Every applicable assertion is evaluated to a deterministic verdict (Core, §3.5.3) — there is no “no heuristic available” escape hatch
All outcomes independently verified (never relying on agent self-reporting)
Every observation response carries an evidence_source block per §1.1; observations with status: unreachable are treated as runtime PROVIDER_FAILURE
Capability scores computed using the domain profile’s scoring model and dimension mappings
Reports the agent’s effective configuration in the verdict metadata
When NOT_APPLICABLE scenarios exceed 50% in any safety category, the evaluation report MUST include a coverage warning
Evaluation report conforms to section 2 of this document
Verdicts emitted in the standard format (section 1)

3.2 Conformance claim#

A conformance claim includes:

Domain profile name and version
Complexity tier
Agent name and version (from adapter identity report)
Agent configuration (from adapter configuration report)
Date of evaluation
Verdict (PASS, FAIL, or PROVIDER_FAILURE per Core, §3.6)

3.3 Incomplete evaluations#

An evaluation that does not meet minimum coverage for its claimed tier is non-conformant and must be labeled incomplete. Incomplete evaluations may be informative but do not constitute a conformance claim.

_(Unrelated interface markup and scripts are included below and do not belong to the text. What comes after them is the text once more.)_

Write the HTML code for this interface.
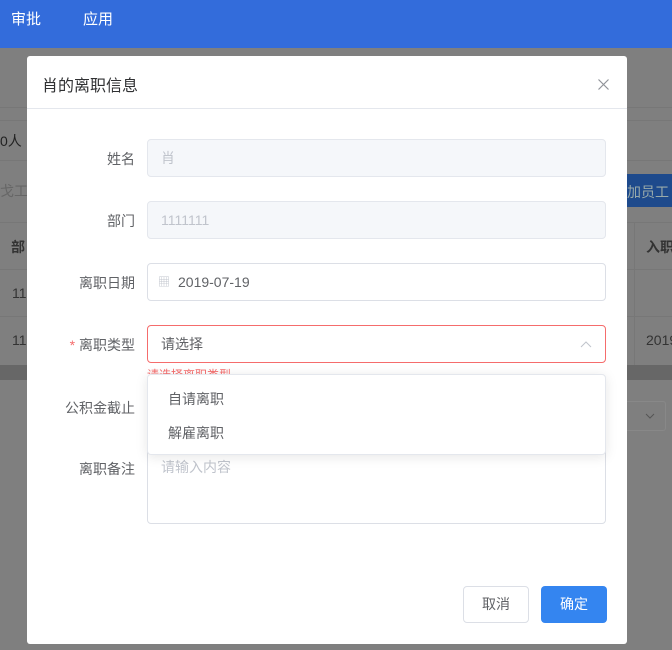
<!DOCTYPE html>
<html><head><meta charset="utf-8"><style>
*{box-sizing:border-box;margin:0;padding:0}
body{width:672px;height:650px;overflow:hidden;background:#7f7f7f;font-family:"Liberation Sans","Noto Sans CJK SC",sans-serif;position:relative;font-size:14px;color:#606266;white-space:nowrap}
.a{position:absolute}
.top{left:0;top:0;width:672px;height:48px;background:#336cdb;color:#fff;font-size:15px}
.hl{height:1px;background:#777}
.modal{left:27px;top:56px;width:600px;height:588px;background:#fff;border-radius:3px}
.lbl{width:108px;text-align:right;font-size:14px;color:#606266}
.inp{left:120px;width:459px;height:38px;border:1px solid #dcdfe6;border-radius:4px;padding-left:13px;line-height:36px;font-size:14px}
.dis{background:#f5f7fa;border-color:#e4e7ed;color:#c0c4cc}
</style></head><body>
<div class="a top"><span class="a" style="left:11px;top:8px">审批</span><span class="a" style="left:83px;top:8px">应用</span></div>
<div class="a hl" style="left:0;top:107px;width:672px"></div>
<div class="a hl" style="left:0;top:120px;width:672px"></div>
<div class="a" style="left:0;top:131px;color:#222">0人</div>
<div class="a hl" style="left:0;top:160px;width:672px"></div>
<div class="a" style="left:0;top:181px;color:#666">戈工号</div>
<div class="a" style="left:627px;top:174px;width:45px;height:33px;background:#1e4a8c;color:#9aa;padding-top:8px">加员工</div>
<div class="a hl" style="left:0;top:222px;width:672px"></div>
<div class="a" style="left:11px;top:237px;color:#333;font-weight:bold">部</div>
<div class="a" style="left:646px;top:237px;color:#333;font-weight:bold">入职</div>
<div class="a hl" style="left:0;top:269px;width:672px"></div>
<div class="a" style="left:12px;top:285px;color:#333">11</div>
<div class="a hl" style="left:0;top:316px;width:672px"></div>
<div class="a" style="left:12px;top:332px;color:#333">11</div>
<div class="a" style="left:646px;top:332px;color:#333">2019</div>
<div class="a" style="left:0;top:365px;width:672px;height:15px;background:#676767"></div>
<div class="a" style="left:634px;top:222px;width:1px;height:143px;background:#777"></div>
<div class="a" style="left:620px;top:401px;width:46px;height:30px;border:1px solid #888;border-radius:3px"><svg class="a" style="left:24px;top:11px" width="10" height="6"><path d="M1 1L5 5L9 1" stroke="#555" fill="none"/></svg></div>

<div class="a modal">
<div class="a" style="left:15px;top:16px;font-size:16px;color:#303133">肖的离职信息</div>
<svg class="a" style="left:571px;top:23px" width="11" height="11"><path d="M0.5 0.5L10.5 10.5M10.5 0.5L0.5 10.5" stroke="#909399" stroke-width="1.2"/></svg>
<div class="a" style="left:0;top:52px;width:600px;height:1px;background:#e4e7ed"></div>
<div class="a lbl" style="top:93px">姓名</div><div class="a inp dis" style="top:83px">肖</div>
<div class="a lbl" style="top:155px">部门</div><div class="a inp dis" style="top:145px">1111111</div>
<div class="a lbl" style="top:217px">离职日期</div><div class="a inp" style="top:207px;padding-left:30px;color:#606266"><span class="a" style="left:10px;top:0;color:#c0c4cc;font-size:12px">▦</span>2019-07-19</div>
<div class="a lbl" style="top:279px"><span style="color:#f56c6c">* </span>离职类型</div><div class="a inp" style="top:269px;border-color:#f56c6c">请选择<svg class="a" style="right:13px;top:15px" width="12" height="7"><path d="M1 6L6 1L11 6" stroke="#c0c4cc" fill="none"/></svg></div>
<div class="a" style="left:120px;top:310px;font-size:12px;color:#f56c6c;height:8px;overflow:hidden">请选择离职类型</div>
<div class="a lbl" style="top:342px">公积金截止</div>
<div class="a lbl" style="top:403px">离职备注</div>
<div class="a" style="left:120px;top:390px;width:459px;height:78px;border:1px solid #dcdfe6;border-radius:4px;padding:10px 13px;color:#c0c4cc">请输入内容</div>
<div class="a" style="left:120px;top:318px;width:459px;height:81px;background:#fff;border:1px solid #e4e7ed;border-radius:4px;box-shadow:0 2px 12px rgba(0,0,0,.1)">
<div class="a" style="left:20px;top:14px;color:#606266">自请离职</div>
<div class="a" style="left:20px;top:48px;color:#606266">解雇离职</div></div>
<div class="a" style="left:436px;top:530px;width:66px;height:37px;border:1px solid #dcdfe6;border-radius:4px;text-align:center;line-height:35px;color:#606266">取消</div>
<div class="a" style="left:514px;top:530px;width:66px;height:37px;background:#3485f0;border-radius:4px;text-align:center;line-height:37px;color:#fff">确定</div>
</div>
</body></html>
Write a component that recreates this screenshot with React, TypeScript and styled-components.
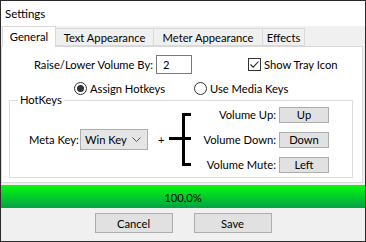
import React from "react";
import styled, { createGlobalStyle } from "styled-components";

const Global = createGlobalStyle`
  html, body { margin: 0; padding: 0; background: #f0f0f0; }
  body { font-family: Lato, "Noto Sans", sans-serif; font-size: 11.2px; color: #000; }
  * { box-sizing: border-box; }
`;

const Window = styled.div`
  width: 366px;
  height: 242px;
  border: 1px solid #2b2b2b;
  background: #f0f0f0;
  display: flex;
  flex-direction: column;
  overflow: hidden;
`;

const TitleBar = styled.div`
  height: 25px;
  background: #fff;
  display: flex;
  align-items: center;
  padding-left: 4px;
  font-size: 11.5px;
  flex-shrink: 0;
`;

const TabStrip = styled.div`
  height: 20px;
  display: flex;
  align-items: flex-end;
  padding-left: 1px;
  position: relative;
  z-index: 1;
  flex-shrink: 0;
`;

const Tab = styled.div<{ $active?: boolean; $width: number }>`
  width: ${(p) => p.$width}px;
  height: ${(p) => (p.$active ? 21 : 18)}px;
  margin-bottom: ${(p) => (p.$active ? -1 : 0)}px;
  margin-left: -1px;
  &:first-child { margin-left: 0; }
  border: 1px solid #d9d9d9;
  border-bottom: ${(p) => (p.$active ? "none" : "1px solid #d9d9d9")};
  background: ${(p) => (p.$active ? "#fff" : "#f0f0f0")};
  position: relative;
  z-index: ${(p) => (p.$active ? 2 : 1)};
  display: flex;
  align-items: center;
  justify-content: center;
  padding-bottom: ${(p) => (p.$active ? 1 : 0)}px;
  white-space: nowrap;
`;

const Panel = styled.div`
  height: 137px;
  margin-right: 2px;
  background: #fff;
  border: 1px solid #d9d9d9;
  display: flex;
  flex-direction: column;
  flex-shrink: 0;
`;

const Row = styled.div<{ $top: number; $height: number }>`
  margin-top: ${(p) => p.$top}px;
  height: ${(p) => p.$height}px;
  display: flex;
  align-items: center;
  white-space: nowrap;
`;

const Label = styled.span<{ $width: number; $align?: string }>`
  width: ${(p) => p.$width}px;
  text-align: ${(p) => p.$align || "left"};
  flex-shrink: 0;
  white-space: nowrap;
`;

const TextBox = styled.div`
  margin-left: 3px;
  width: 36px;
  height: 19px;
  border: 1px solid #7a7a7a;
  background: #fff;
  display: flex;
  align-items: center;
  padding-left: 6px;
`;

const CheckOption = styled.label`
  margin-left: 56px;
  display: flex;
  align-items: center;
  gap: 3px;
`;

const CheckBox = styled.span`
  width: 13px;
  height: 13px;
  border: 1px solid #333;
  background: #fff;
  display: flex;
  align-items: center;
  justify-content: center;
`;

const RadioOption = styled.label<{ $left: number; $width?: number }>`
  margin-left: ${(p) => p.$left}px;
  width: ${(p) => (p.$width ? `${p.$width}px` : "auto")};
  display: flex;
  align-items: center;
  gap: 3px;
  flex-shrink: 0;
`;

const Radio = styled.span<{ $checked?: boolean }>`
  width: 13px;
  height: 13px;
  border-radius: 50%;
  border: 1px solid #333;
  background: #fff;
  display: flex;
  align-items: center;
  justify-content: center;
  &::after {
    content: "";
    width: 7px;
    height: 7px;
    border-radius: 50%;
    background: ${(p) => (p.$checked ? "#333" : "transparent")};
  }
`;

const GroupBox = styled.div`
  margin-top: 4px;
  margin-left: 7px;
  width: 344px;
  height: 78px;
  border: 1px solid #dcdcdc;
  position: relative;
  display: flex;
  align-items: center;
  padding-left: 19px;
  padding-top: 1px;
`;

const Caption = styled.span`
  position: absolute;
  top: -9px;
  left: 8px;
  padding: 0 2px;
  background: #fff;
  line-height: 16px;
`;

const Combo = styled.div`
  margin-left: 2px;
  width: 68px;
  height: 21px;
  background: #e5e5e5;
  border: 1px solid #adadad;
  display: flex;
  align-items: center;
  justify-content: space-between;
  padding: 0 6px 0 4px;
`;

const Plus = styled.span`
  margin-left: 10px;
  width: 6px;
`;

const Bracket = styled.svg`
  margin-left: 5px;
  flex-shrink: 0;
`;

const KeyGrid = styled.div`
  margin-left: 7px;
  display: grid;
  grid-template-columns: 78px 50px;
  column-gap: 3px;
  row-gap: 9px;
  align-items: center;
`;

const KeyLabel = styled.span`
  text-align: right;
  white-space: nowrap;
`;

const KeyButton = styled.div`
  height: 16px;
  background: #e1e1e1;
  border: 1px solid #adadad;
  display: flex;
  align-items: center;
  justify-content: center;
`;

const Progress = styled.div`
  margin-top: 2px;
  height: 23px;
  background: linear-gradient(#05f90e, #02a246);
  display: flex;
  align-items: center;
  justify-content: center;
  padding-top: 2px;
  flex-shrink: 0;
`;

const Footer = styled.div`
  display: flex;
  justify-content: center;
  gap: 21px;
  padding-top: 5px;
`;

const Button = styled.div`
  width: 78px;
  height: 20px;
  background: #e1e1e1;
  border: 1px solid #adadad;
  display: flex;
  align-items: center;
  justify-content: center;
`;

export default function App() {
  return (
    <>
      <Global />
      <Window>
        <TitleBar>Settings</TitleBar>
        <TabStrip>
          <Tab $active $width={54}>General</Tab>
          <Tab $width={99}>Text Appearance</Tab>
          <Tab $width={110}>Meter Appearance</Tab>
          <Tab $width={43}>Effects</Tab>
        </TabStrip>
        <Panel>
          <Row $top={8} $height={19}>
            <Label $width={151} $align="right">Raise/Lower Volume By:</Label>
            <TextBox>2</TextBox>
            <CheckOption>
              <CheckBox>
                <svg width="11" height="11" viewBox="0 0 11 11">
                  <path d="M1.5 5.5 L4.2 8.2 L9.5 2.5" fill="none" stroke="#222" strokeWidth="1.1" />
                </svg>
              </CheckBox>
              Show Tray Icon
            </CheckOption>
          </Row>
          <Row $top={6} $height={16}>
            <RadioOption $left={72} $width={120}>
              <Radio $checked />
              Assign Hotkeys
            </RadioOption>
            <RadioOption $left={0}>
              <Radio />
              Use Media Keys
            </RadioOption>
          </Row>
          <GroupBox>
            <Caption>HotKeys</Caption>
            <Label $width={49}>Meta Key:</Label>
            <Combo>
              <span>Win Key</span>
              <svg width="9" height="5" viewBox="0 0 9 5">
                <path d="M0.5 0.5 L4.5 4.5 L8.5 0.5" fill="none" stroke="#555" strokeWidth="1" />
              </svg>
            </Combo>
            <Plus>+</Plus>
            <Bracket width="22" height="53" viewBox="0 0 22 53">
              <rect x="13" y="0" width="3" height="53" fill="#000" />
              <rect x="13" y="0" width="9" height="3" fill="#000" />
              <rect x="13" y="50" width="9" height="3" fill="#000" />
              <rect x="0" y="24" width="22" height="3" fill="#000" />
            </Bracket>
            <KeyGrid>
              <KeyLabel>Volume Up:</KeyLabel>
              <KeyButton>Up</KeyButton>
              <KeyLabel>Volume Down:</KeyLabel>
              <KeyButton>Down</KeyButton>
              <KeyLabel>Volume Mute:</KeyLabel>
              <KeyButton>Left</KeyButton>
            </KeyGrid>
          </GroupBox>
        </Panel>
        <Progress>100,0%</Progress>
        <Footer>
          <Button>Cancel</Button>
          <Button>Save</Button>
        </Footer>
      </Window>
    </>
  );
}
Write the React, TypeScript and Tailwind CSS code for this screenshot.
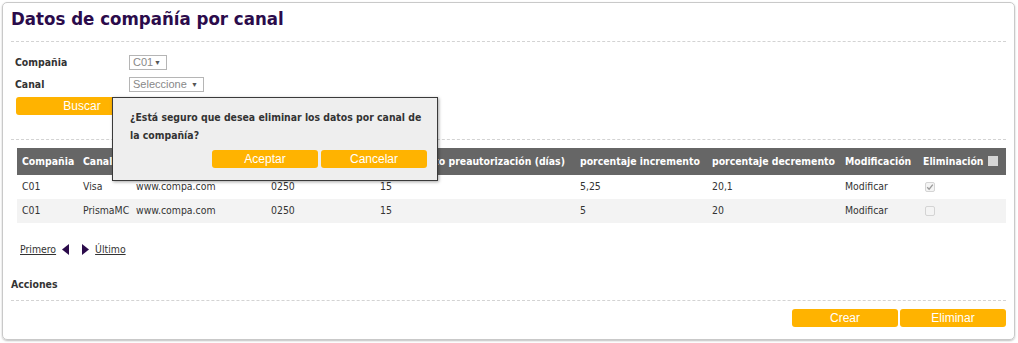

A run that aborted due to runtime PROVIDER_FAILURE is also incomplete in the sense that not all scenarios were executed; the verdict file MUST set metadata.aborted: true and populate metadata.abort_reason. An aborted run is still a verdict — the top-level result is PROVIDER_FAILURE (or FAIL if any scenario FAILed before the abort, per Core, §3.6) — but operators should treat it as a signal to investigate the harness, not as a clean evaluation of the agent.